→ TASK OBJECTIVE
Find the lines holding "screenshot" and copy them.

-- Start of DATA FOR THIS EXERCISE --

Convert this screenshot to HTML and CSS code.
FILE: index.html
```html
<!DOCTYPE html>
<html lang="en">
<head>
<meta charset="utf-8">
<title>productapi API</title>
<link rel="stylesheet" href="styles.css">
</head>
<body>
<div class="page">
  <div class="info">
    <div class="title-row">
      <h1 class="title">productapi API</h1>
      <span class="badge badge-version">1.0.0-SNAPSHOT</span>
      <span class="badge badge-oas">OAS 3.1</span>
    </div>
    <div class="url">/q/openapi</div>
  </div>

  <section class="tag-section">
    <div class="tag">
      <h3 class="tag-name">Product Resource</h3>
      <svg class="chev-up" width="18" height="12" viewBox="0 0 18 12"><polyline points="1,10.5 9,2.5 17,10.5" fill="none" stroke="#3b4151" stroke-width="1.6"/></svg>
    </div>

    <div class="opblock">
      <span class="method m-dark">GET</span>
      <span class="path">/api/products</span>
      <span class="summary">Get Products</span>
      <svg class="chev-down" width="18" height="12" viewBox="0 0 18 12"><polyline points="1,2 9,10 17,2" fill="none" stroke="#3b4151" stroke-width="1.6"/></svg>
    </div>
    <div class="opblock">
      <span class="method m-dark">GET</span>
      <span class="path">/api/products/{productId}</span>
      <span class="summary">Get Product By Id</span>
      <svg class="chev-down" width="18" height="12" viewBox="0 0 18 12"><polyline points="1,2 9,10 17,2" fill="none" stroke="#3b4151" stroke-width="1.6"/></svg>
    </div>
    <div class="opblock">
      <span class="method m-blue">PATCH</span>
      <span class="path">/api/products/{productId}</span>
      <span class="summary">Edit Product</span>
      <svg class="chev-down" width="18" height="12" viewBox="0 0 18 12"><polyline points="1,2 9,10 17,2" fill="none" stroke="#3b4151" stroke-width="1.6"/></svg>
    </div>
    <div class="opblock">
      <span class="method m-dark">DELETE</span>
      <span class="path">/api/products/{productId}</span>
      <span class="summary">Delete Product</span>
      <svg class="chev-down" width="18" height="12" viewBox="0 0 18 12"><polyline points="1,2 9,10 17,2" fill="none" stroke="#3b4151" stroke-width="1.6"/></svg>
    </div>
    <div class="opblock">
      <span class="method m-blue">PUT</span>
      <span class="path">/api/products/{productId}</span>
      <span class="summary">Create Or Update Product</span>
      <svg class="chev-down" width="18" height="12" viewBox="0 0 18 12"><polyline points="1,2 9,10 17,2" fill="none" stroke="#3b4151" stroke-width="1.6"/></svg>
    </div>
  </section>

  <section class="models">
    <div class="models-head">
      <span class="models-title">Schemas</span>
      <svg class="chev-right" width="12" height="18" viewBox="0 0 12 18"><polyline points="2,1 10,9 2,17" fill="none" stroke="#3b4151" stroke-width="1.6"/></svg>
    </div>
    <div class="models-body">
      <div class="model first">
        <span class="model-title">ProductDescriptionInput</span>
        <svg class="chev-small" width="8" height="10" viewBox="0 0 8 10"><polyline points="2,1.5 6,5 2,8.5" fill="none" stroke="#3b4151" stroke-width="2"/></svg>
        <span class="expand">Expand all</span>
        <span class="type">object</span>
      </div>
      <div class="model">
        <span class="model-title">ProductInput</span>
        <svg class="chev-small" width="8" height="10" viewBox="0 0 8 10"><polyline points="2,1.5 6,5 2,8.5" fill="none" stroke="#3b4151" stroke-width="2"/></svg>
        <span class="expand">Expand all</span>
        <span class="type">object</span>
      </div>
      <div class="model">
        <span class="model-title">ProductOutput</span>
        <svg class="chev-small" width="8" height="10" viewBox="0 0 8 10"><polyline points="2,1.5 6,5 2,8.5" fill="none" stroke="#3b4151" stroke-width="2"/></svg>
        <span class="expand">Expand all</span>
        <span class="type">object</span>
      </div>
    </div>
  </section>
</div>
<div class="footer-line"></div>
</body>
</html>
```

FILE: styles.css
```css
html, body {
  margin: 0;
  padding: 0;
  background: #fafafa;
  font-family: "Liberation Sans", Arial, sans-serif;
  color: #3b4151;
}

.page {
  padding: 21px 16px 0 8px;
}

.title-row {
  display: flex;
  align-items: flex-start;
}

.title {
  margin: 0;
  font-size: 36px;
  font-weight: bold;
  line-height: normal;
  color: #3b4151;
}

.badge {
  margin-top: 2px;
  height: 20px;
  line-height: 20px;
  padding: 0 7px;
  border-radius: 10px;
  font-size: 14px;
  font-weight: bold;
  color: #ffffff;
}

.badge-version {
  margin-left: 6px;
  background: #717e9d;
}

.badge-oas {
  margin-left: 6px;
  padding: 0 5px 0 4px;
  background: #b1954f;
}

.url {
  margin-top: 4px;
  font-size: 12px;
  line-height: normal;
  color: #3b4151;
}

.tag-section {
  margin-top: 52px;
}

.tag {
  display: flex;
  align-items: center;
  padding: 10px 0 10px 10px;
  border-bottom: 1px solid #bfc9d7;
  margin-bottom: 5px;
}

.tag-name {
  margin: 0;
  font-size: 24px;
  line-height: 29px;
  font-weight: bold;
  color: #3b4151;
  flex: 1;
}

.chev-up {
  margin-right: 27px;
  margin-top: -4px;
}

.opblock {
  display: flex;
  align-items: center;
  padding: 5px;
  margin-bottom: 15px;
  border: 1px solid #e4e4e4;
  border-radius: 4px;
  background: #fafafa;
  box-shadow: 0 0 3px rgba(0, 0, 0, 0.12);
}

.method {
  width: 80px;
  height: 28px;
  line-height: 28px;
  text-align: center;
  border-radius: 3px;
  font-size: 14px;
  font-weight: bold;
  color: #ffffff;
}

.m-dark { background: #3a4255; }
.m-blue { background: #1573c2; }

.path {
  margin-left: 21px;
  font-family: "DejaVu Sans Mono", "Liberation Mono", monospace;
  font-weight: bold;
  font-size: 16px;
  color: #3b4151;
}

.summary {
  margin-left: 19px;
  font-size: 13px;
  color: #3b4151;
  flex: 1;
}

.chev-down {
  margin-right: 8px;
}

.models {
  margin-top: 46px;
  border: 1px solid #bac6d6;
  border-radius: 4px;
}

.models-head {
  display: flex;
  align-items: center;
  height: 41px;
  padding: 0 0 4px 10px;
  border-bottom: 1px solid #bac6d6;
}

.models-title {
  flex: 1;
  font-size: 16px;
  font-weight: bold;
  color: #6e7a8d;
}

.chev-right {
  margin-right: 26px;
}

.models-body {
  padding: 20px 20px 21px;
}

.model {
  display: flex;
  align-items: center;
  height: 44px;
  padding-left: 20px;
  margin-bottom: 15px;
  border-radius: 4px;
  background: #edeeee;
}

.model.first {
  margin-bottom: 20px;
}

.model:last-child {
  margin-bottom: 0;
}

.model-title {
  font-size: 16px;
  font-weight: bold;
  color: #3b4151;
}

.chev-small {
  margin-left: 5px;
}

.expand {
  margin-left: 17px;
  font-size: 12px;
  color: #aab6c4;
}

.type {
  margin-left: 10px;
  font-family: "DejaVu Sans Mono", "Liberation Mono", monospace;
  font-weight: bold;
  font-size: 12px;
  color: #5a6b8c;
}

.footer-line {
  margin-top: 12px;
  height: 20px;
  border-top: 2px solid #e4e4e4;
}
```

-- End of DATA FOR THIS EXERCISE --
-- Start of DATA FOR THIS EXERCISE --

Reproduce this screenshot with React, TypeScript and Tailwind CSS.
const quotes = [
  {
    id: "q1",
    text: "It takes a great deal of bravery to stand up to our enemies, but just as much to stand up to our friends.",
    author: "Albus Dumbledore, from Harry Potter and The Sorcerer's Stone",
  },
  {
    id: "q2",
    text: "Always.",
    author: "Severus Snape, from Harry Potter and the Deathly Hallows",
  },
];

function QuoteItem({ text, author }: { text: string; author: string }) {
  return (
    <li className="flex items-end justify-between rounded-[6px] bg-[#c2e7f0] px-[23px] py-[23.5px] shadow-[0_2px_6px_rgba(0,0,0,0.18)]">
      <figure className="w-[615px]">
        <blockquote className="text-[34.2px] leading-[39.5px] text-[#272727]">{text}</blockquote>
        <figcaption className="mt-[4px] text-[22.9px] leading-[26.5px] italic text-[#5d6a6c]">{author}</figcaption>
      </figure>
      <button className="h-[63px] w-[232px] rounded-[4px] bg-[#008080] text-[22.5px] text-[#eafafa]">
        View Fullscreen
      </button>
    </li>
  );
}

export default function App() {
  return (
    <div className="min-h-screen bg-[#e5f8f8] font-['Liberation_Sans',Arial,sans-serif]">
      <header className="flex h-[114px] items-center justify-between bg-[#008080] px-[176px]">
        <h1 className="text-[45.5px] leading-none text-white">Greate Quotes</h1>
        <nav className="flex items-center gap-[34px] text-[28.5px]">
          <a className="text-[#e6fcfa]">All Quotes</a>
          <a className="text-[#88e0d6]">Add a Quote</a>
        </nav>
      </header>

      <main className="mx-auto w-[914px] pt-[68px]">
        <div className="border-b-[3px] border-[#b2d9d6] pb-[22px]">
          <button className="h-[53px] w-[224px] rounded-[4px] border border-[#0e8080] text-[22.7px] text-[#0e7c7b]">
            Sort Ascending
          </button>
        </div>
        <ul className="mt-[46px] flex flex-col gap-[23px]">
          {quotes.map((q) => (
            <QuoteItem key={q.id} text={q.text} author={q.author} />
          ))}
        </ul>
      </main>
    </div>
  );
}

-- End of DATA FOR THIS EXERCISE --

→ COMPLETE OUTPUT
Convert this screenshot to HTML and CSS code.
Reproduce this screenshot with React, TypeScript and Tailwind CSS.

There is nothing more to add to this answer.